Home 9 Inspiration 9 Lessons from Faith 9 It’s in the bag

It’s in the bag

by | Dec 16, 2012 | Lessons from Faith

What says “Christmas” like a bag? There is Santa’s bag on the back of his sleigh, of course. Mail carrier bags are looking heavier these days as they deliver so many red-enveloped Christmas cards.  Even the Grinch had “some old empty sacks.” (Which he filled, then emptied.)

Then there are the shopping bags – Oh! The Shopping bags! – with handles or without, filled with white tissue and flat boxes, made of paper or plastic, pushed in carts, looped over elbows, and all hidden in closets for one more week.

Then there are these bags:

CFCR bags

Grocery bags filled at the food cupboard, waiting for delivery.

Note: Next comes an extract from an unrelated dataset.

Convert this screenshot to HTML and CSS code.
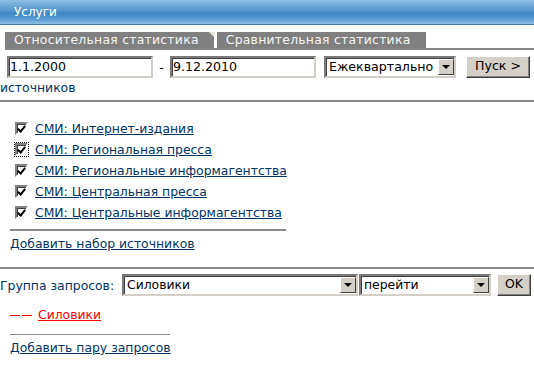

Every month this community food cupboard packs 300 grocery bags that are then delivered to the homes of mostly elderly and multigenerational families. Each household’s bags are filled from the cupboard’s shelves based on a pre-printed shopping list; some are designated for a low-sodium or a diabetic diet. Sometimes the list is designated for both.

They get the staples, just like you and I do when we make a shopping list: peanut butter, milk, eggs, canned soup, canned fruit, beans, cereal, pasta, sauce, and tuna. This month we had a couple of bonus items: tea bags and rolls of toilet paper. A real bounty is when we can include a bar of soap.

If the list indicates a household with children (often custodial grandparents), we “sweeten the bag” by searching the food cupboard’s shelves for one-off extras like a cake mix with frosting.

This is another local food cupboard that provides weekly bags of grocery staples to qualifying households. They also manage a backpack program during the school year that fills the bag with food and snacks to feed that child through a weekend. And, every fall they distribute backpacks filled with school supplies.

At Christmas-time their basement resembles what Santa’s workshop must look like right now. Each big bag holds a family’s entire Christmas:

Christmas in a bag.

Christmas in a bag. (More than 100!)

Both places are very busy filling bags. We fill these bags with the simple things that we have to give, and that can make a big difference in a life.

We fill them with jars of peanut butter, or packs of pencils, or this season’s hottest action figure. We tuck in a little hope. We double-bag it in love. We deliver it full, then take it back empty. And repeat.